Existing speech-based brain–computer interfaces (BCIs) predominantly employ cascaded decoding (phoneme → text), hindering end-to-end joint optimization and failing to unify the neural representations of attempted and imagined speech. Method: We propose the first end-to-end Brain-to-Text framework, featuring a cross-task, cross-species pretrained neural encoder; integrated cross-modal contrastive learning; alignment with audio large language models; and cascaded n-gram language model–based refinement. Contribution/Results: Our method achieves the first direct mapping from neural signals to coherent, grammatically plausible text. On the Brain-to-Text ’24/’25 benchmarks, it establishes new state-of-the-art performance, reducing word error rate from 24.69% to 10.22%. Crucially, it successfully aligns and generalizes across attempted and imagined speech representations—enabling a novel paradigm for language restoration in aphasic patients.
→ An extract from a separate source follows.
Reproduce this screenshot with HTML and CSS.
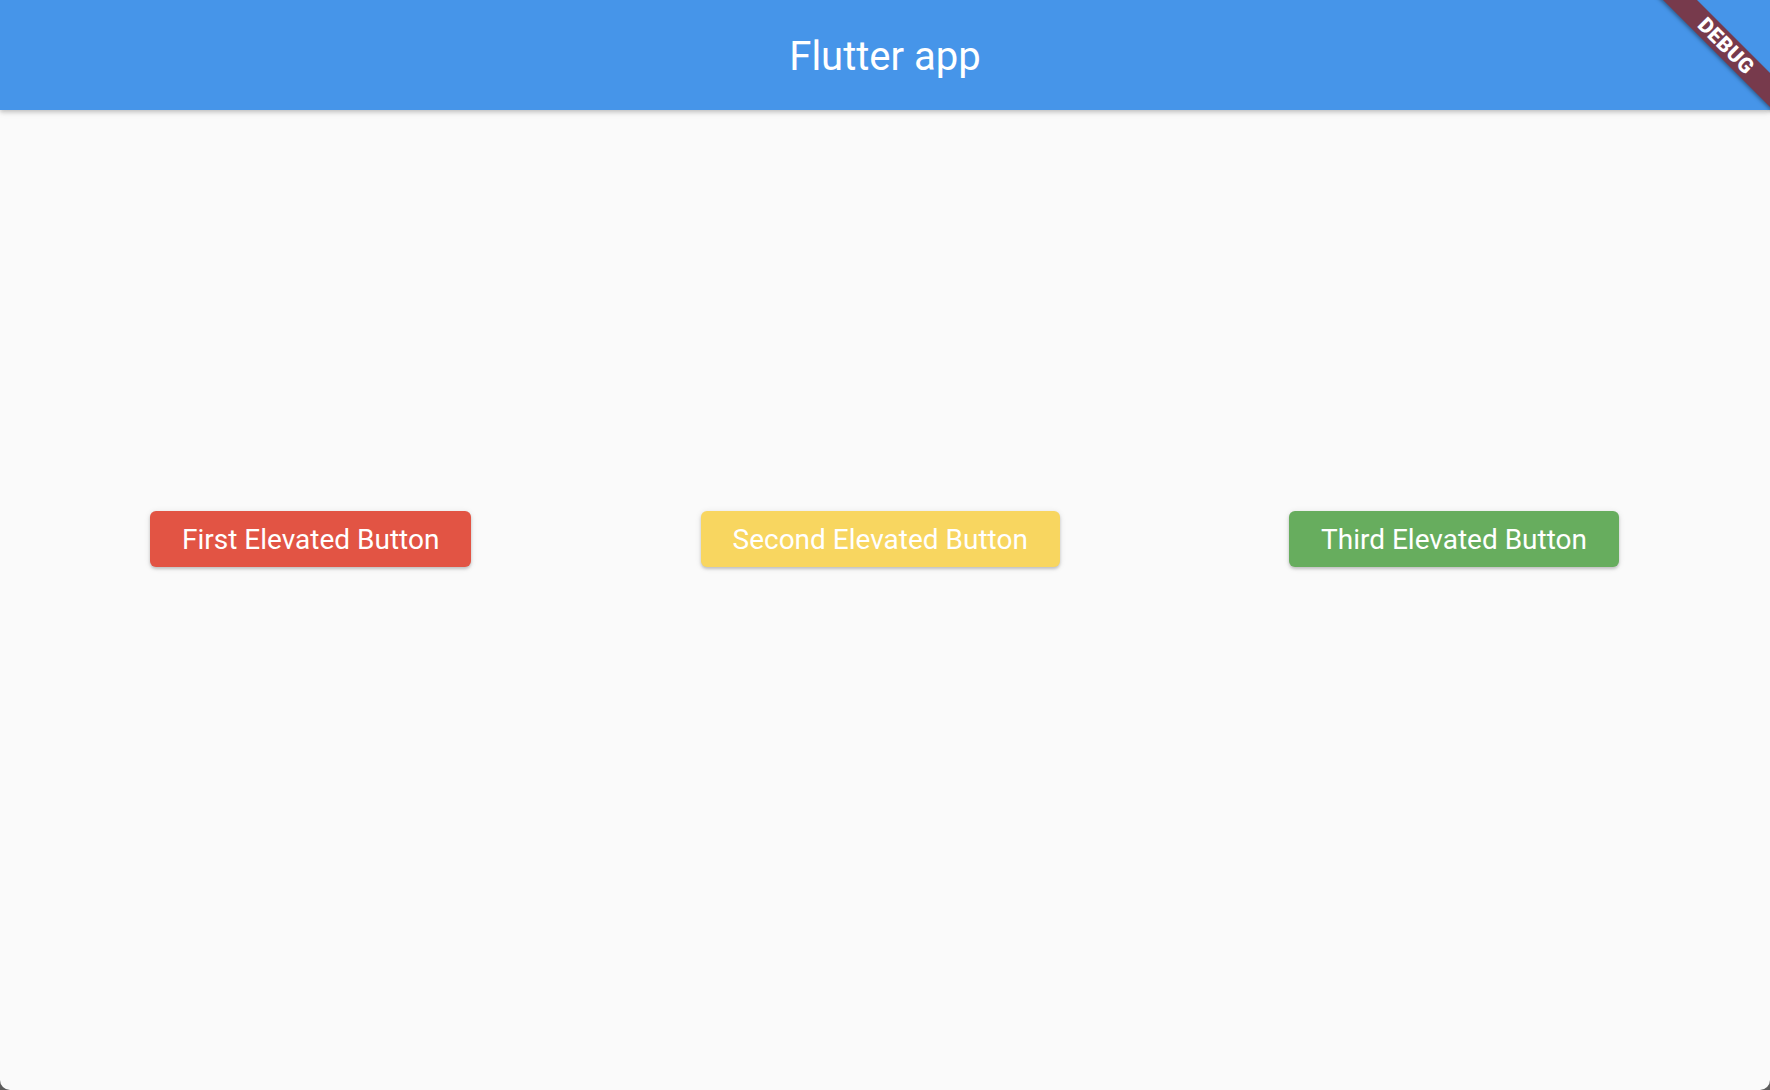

Speech brain-computer interfaces (BCIs) aim to restore communication for people with paralysis by translating neural activity into text. Most systems use cascaded frameworks that decode phonemes before assembling sentences with an n-gram language model (LM), preventing joint optimization of all stages simultaneously. Here, we introduce an end-to-end Brain-to-Text (BIT) framework that translates neural activity into coherent sentences using a single differentiable neural network. Central to our approach is a cross-task, cross-species pretrained neural encoder, whose representations transfer to both attempted and imagined speech. In a cascaded setting with an n-gram LM, the pretrained encoder establishes a new state-of-the-art (SOTA) on the Brain-to-Text '24 and '25 benchmarks. Integrated end-to-end with audio large language models (LLMs) and trained with contrastive learning for cross-modal alignment, BIT reduces the word error rate (WER) of the prior end-to-end method from 24.69% to 10.22%. Notably, we find that small-scale audio LLMs markedly improve end-to-end decoding. Beyond record-setting performance, BIT aligns attempted and imagined speech embeddings to enable cross-task generalization. Altogether, our approach advances the integration of large, diverse neural datasets, paving the way for an end-to-end decoding framework that supports seamless, differentiable optimization.